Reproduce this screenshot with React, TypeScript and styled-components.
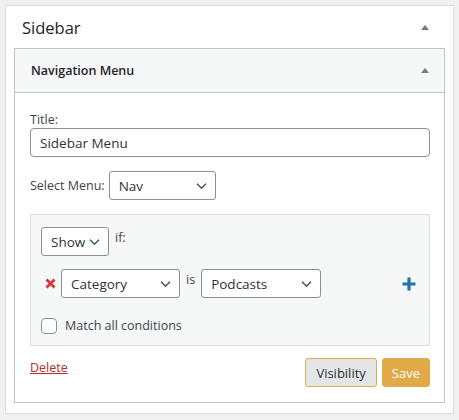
import React from "react";
import styled, { createGlobalStyle } from "styled-components";

const Global = createGlobalStyle`
  html, body { margin: 0; padding: 0; background: #f0f0f1; }
  body { font-family: "Open Sans", "Noto Sans", sans-serif; color: #1d2327; font-size: 13px; }
  * { box-sizing: border-box; }
`;

const Page = styled.div`
  padding: 5px 5px 6px 5px;
`;

const Outer = styled.div`
  width: 449px;
  background: #fff;
  border: 1px solid #dcdcde;
  padding: 0 8px 10px 8px;
`;

const OuterHeader = styled.div`
  height: 42px;
  display: flex;
  align-items: center;
  justify-content: space-between;
  padding: 1px 16px 0 8px;
`;

const OuterTitle = styled.h2`
  margin: 0;
  font-size: 16.5px;
  font-weight: 500;
  color: #1d2327;
`;

const Arrow = styled.span`
  width: 0;
  height: 0;
  border-left: 4.5px solid transparent;
  border-right: 4.5px solid transparent;
  border-bottom: 5px solid #787c82;
`;

const Widget = styled.div`
  border: 1px solid #c3c4c7;
`;

const WidgetHeader = styled.div`
  height: 44px;
  background: #f6f7f7;
  border-bottom: 1px solid #c3c4c7;
  display: flex;
  align-items: center;
  justify-content: space-between;
  padding: 0 15px 0 16px;
`;

const WidgetTitle = styled.h3`
  margin: 0;
  font-size: 12.5px;
  font-weight: 600;
  color: #1d2327;
`;

const Body = styled.div`
  padding: 18px 14px 15px 15px;
`;

const Label = styled.label`
  display: block;
  line-height: 17px;
  font-size: 12.5px;
  color: #3c434a;
`;

const TextInput = styled.input`
  display: block;
  width: 100%;
  height: 29px;
  border: 1px solid #8c8f94;
  border-radius: 4px;
  padding: 0 9px;
  font-family: inherit;
  font-size: 13.5px;
  color: #2c3338;
  background: #fff;
  outline: none;
`;

const Row = styled.div<{ $mt?: number }>`
  display: flex;
  align-items: center;
  margin-top: ${(p) => p.$mt ?? 0}px;
`;

const InlineText = styled.span<{ $ml?: number; $mr?: number; $up?: boolean }>`
  font-size: 12.5px;
  color: #3c434a;
  margin-left: ${(p) => p.$ml ?? 0}px;
  margin-right: ${(p) => p.$mr ?? 0}px;
  align-self: ${(p) => (p.$up ? "flex-start" : "center")};
  margin-top: ${(p) => (p.$up ? "2px" : "0")};
`;

const SelectBox = styled.div<{ $w: number }>`
  width: ${(p) => p.$w}px;
  height: 29px;
  border: 1px solid #8c8f94;
  border-radius: 3px;
  background: #fff;
  display: flex;
  align-items: center;
  justify-content: space-between;
  padding: 0 8px 0 9px;
  font-size: 13.5px;
  color: #2c3338;
`;

const Chevron = () => (
  <svg width="11" height="8" viewBox="0 0 11 8">
    <path d="M1 1.8 L5.5 6.2 L10 1.8" fill="none" stroke="#50575e" strokeWidth="1.6" />
  </svg>
);

const Select = ({ w, children }: { w: number; children: React.ReactNode }) => (
  <SelectBox $w={w}>
    <span>{children}</span>
    <Chevron />
  </SelectBox>
);

const Conditions = styled.div`
  margin-top: 14px;
  background: #f6f7f7;
  border: 1px solid #dcdcde;
  padding: 12px 11px 11px 10px;
`;

const RemoveBtn = styled.span`
  width: 20px;
  display: flex;
  align-items: center;
  justify-content: flex-start;
  padding-left: 4px;
`;

const AddBtn = styled.span`
  margin-left: auto;
  margin-right: 2px;
  display: flex;
`;

const CheckRow = styled.label`
  display: flex;
  align-items: center;
  margin-top: 19px;
  font-size: 12.5px;
  color: #3c434a;
`;

const Check = styled.span`
  width: 16px;
  height: 16px;
  border: 1px solid #8c8f94;
  border-radius: 4px;
  background: #fff;
  margin-right: 8px;
`;

const Footer = styled.div`
  display: flex;
  justify-content: space-between;
  align-items: flex-start;
  margin-top: 12px;
`;

const DeleteLink = styled.a`
  color: #b32d2e;
  text-decoration: underline;
  font-size: 12.5px;
  margin-top: 1px;
`;

const Buttons = styled.div`
  display: flex;
  gap: 5px;
`;

const Button = styled.button<{ $primary?: boolean }>`
  height: 29px;
  padding: 0 ${(p) => (p.$primary ? 9 : 10)}px;
  border-radius: 3px;
  border: 1px solid #e0ab4c;
  background: ${(p) => (p.$primary ? "#e2a948" : "#e4e5e7")};
  color: ${(p) => (p.$primary ? "#fff" : "#2c3338")};
  font-family: inherit;
  font-size: 13px;
`;

export default function App() {
  return (
    <>
      <Global />
      <Page>
        <Outer>
          <OuterHeader>
            <OuterTitle>Sidebar</OuterTitle>
            <Arrow />
          </OuterHeader>
          <Widget>
            <WidgetHeader>
              <WidgetTitle>Navigation Menu</WidgetTitle>
              <Arrow />
            </WidgetHeader>
            <Body>
              <Label>Title:</Label>
              <TextInput defaultValue="Sidebar Menu" />
              <Row $mt={14}>
                <InlineText $mr={4}>Select Menu:</InlineText>
                <Select w={107}>Nav</Select>
              </Row>
              <Conditions>
                <Row>
                  <Select w={68}>Show</Select>
                  <InlineText $ml={6} $up>if:</InlineText>
                </Row>
                <Row $mt={13}>
                  <RemoveBtn>
                    <svg width="11" height="11" viewBox="0 0 11 11">
                      <path d="M1.5 1.5 L9.5 9.5 M9.5 1.5 L1.5 9.5" stroke="#d63638" strokeWidth="2.8" />
                    </svg>
                  </RemoveBtn>
                  <Select w={119}>Category</Select>
                  <InlineText $ml={6} $mr={6} $up>is</InlineText>
                  <Select w={120}>Podcasts</Select>
                  <AddBtn>
                    <svg width="14" height="14" viewBox="0 0 14 14">
                      <path d="M7 0.5 V13.5 M0.5 7 H13.5" stroke="#2271b1" strokeWidth="3.2" />
                    </svg>
                  </AddBtn>
                </Row>
                <CheckRow>
                  <Check />
                  Match all conditions
                </CheckRow>
              </Conditions>
              <Footer>
                <DeleteLink href="#">Delete</DeleteLink>
                <Buttons>
                  <Button>Visibility</Button>
                  <Button $primary>Save</Button>
                </Buttons>
              </Footer>
            </Body>
          </Widget>
        </Outer>
      </Page>
    </>
  );
}
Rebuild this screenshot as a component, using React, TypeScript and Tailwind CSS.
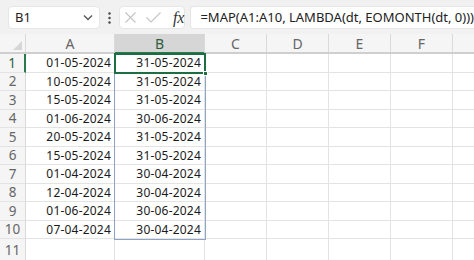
import React from "react";

const A = ["01-05-2024","10-05-2024","15-05-2024","01-06-2024","20-05-2024","15-05-2024","01-04-2024","12-04-2024","01-06-2024","07-04-2024"];
const B = ["31-05-2024","31-05-2024","31-05-2024","30-06-2024","31-05-2024","31-05-2024","30-04-2024","30-04-2024","30-06-2024","30-04-2024"];
const heights = [19,18,19,18,19,18,19,18,19,18,30];

const font = { fontFamily: '"Noto Sans", "Open Sans", sans-serif' };

export default function App() {
  return (
    <div className="w-[474px] h-[260px] overflow-hidden bg-white relative" style={font}>
      {/* toolbar */}
      <div className="h-[34px] bg-[#f1f1f1] flex items-center pl-[8px] pt-[1px]">
        <div className="w-[98px] h-[23px] bg-white rounded-[4px] flex items-center justify-between pl-[6px] pr-[6px] border border-[#e6e6e6]">
          <span className="text-[13px] text-[#222]">B1</span>
          <svg width="10" height="7" viewBox="0 0 10 7"><path d="M1 1.5 L5 5.5 L9 1.5" fill="none" stroke="#555" strokeWidth="1.3"/></svg>
        </div>
        <div className="w-[21px] flex justify-center">
          <svg width="3" height="12" viewBox="0 0 3 12"><circle cx="1.5" cy="1.5" r="1.2" fill="#444"/><circle cx="1.5" cy="6" r="1.2" fill="#444"/><circle cx="1.5" cy="10.5" r="1.2" fill="#444"/></svg>
        </div>
        <div className="w-[70px] h-[23px] bg-white rounded-[4px] flex items-center border border-[#e6e6e6]">
          <svg className="ml-[5px]" width="11" height="11" viewBox="0 0 11 11"><path d="M0.5 0.5 L10.5 10.5 M10.5 0.5 L0.5 10.5" stroke="#c4c4c4" strokeWidth="1.1"/></svg>
          <svg className="ml-[10px]" width="15" height="11" viewBox="0 0 15 11"><path d="M0.5 5.5 L5 10 L14.5 0.5" fill="none" stroke="#c4c4c4" strokeWidth="1.1"/></svg>
          <span className="ml-[12px] text-[16px] italic text-[#333] leading-none" style={{ fontFamily: '"Liberation Serif", serif' }}>fx</span>
        </div>
        <div className="ml-[5px] flex-1 h-[23px] bg-white rounded-l-[4px] flex items-center pl-[9px] border border-r-0 border-[#e6e6e6]">
          <span className="text-[13px] text-[#222] whitespace-nowrap">=MAP(A1:A10, LAMBDA(dt, EOMONTH(dt, 0)))</span>
        </div>
      </div>

      {/* grid */}
      <div className="relative">
        {/* header row */}
        <div className="flex h-[20px] bg-[#f5f5f5] border-b-2 border-[#cfcfcf] text-[14px] text-[#666]">
          <div className="w-[26px] shrink-0 relative border-r border-[#dadada]">
            <svg className="absolute right-[3px] bottom-[2px]" width="9" height="9" viewBox="0 0 9 9"><path d="M9 0 L9 9 L0 9 Z" fill="#d6d6d6"/></svg>
          </div>
          <div className="w-[89px] shrink-0 flex items-center justify-center border-r border-[#dadada]">A</div>
          <div className="w-[90px] shrink-0 flex items-center justify-center bg-[#d6d6d6] text-[#2d5e41] border-r border-[#dadada] relative">
            B
            <div className="absolute left-0 right-0 bottom-[-2px] h-[2px] bg-[#2a7a4b]" />
          </div>
          <div className="w-[62px] shrink-0 flex items-center justify-center border-r border-[#dadada]">C</div>
          <div className="w-[62px] shrink-0 flex items-center justify-center border-r border-[#dadada]">D</div>
          <div className="w-[62px] shrink-0 flex items-center justify-center border-r border-[#dadada]">E</div>
          <div className="w-[62px] shrink-0 flex items-center justify-center border-r border-[#dadada]">F</div>
          <div className="flex-1" />
        </div>

        {heights.map((h, i) => (
          <div key={i} className="flex" style={{ height: h }}>
            <div className={`w-[26px] shrink-0 bg-[#f5f5f5] flex items-center justify-center text-[13.5px] border-b border-[#e3e3e3] ${i === 0 ? "border-r-2 border-r-[#2a7a4b] text-[#2d5e41] bg-[#e6e6e6]" : "border-r border-r-[#dadada] text-[#666]"}`}>
              <span className={h > 20 ? "self-start mt-[1px]" : ""}>{i + 1}</span>
            </div>
            <div className="w-[89px] shrink-0 flex items-center justify-end pr-[3px] border-r border-b border-[#e3e3e3] text-[12px] tracking-[0.2px] text-[#1a1a1a]">{A[i] ?? ""}</div>
            <div className="w-[90px] shrink-0 flex items-center justify-end pr-[3px] border-r border-b border-[#e3e3e3] text-[12px] tracking-[0.2px] text-[#1a1a1a]">{B[i] ?? ""}</div>
            <div className="w-[62px] shrink-0 border-r border-b border-[#e3e3e3]" />
            <div className="w-[62px] shrink-0 border-r border-b border-[#e3e3e3]" />
            <div className="w-[62px] shrink-0 border-r border-b border-[#e3e3e3]" />
            <div className="w-[62px] shrink-0 border-r border-b border-[#e3e3e3]" />
            <div className="flex-1 border-b border-[#e3e3e3]" />
          </div>
        ))}

        {/* spill range border */}
        <div className="absolute left-[114px] top-[20px] w-[92px] h-[186px] border border-[#8fa3c4] pointer-events-none" />
        {/* active cell */}
        <div className="absolute left-[114px] top-[19px] w-[92px] h-[21px] border-2 border-[#1f6e43] pointer-events-none" />
        <div className="absolute left-[203px] top-[37px] w-[5px] h-[5px] bg-[#1f6e43] border border-white pointer-events-none" />
      </div>
    </div>
  );
}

───

Work to complete :: Filter the entries down to the lines with the word "React" in them.

Solution for this task ::
Reproduce this screenshot with React, TypeScript and styled-components.
import React from "react";
const Select = ({ w, children }: { w: number; children: React.ReactNode }) => (
Rebuild this screenshot as a component, using React, TypeScript and Tailwind CSS.
import React from "react";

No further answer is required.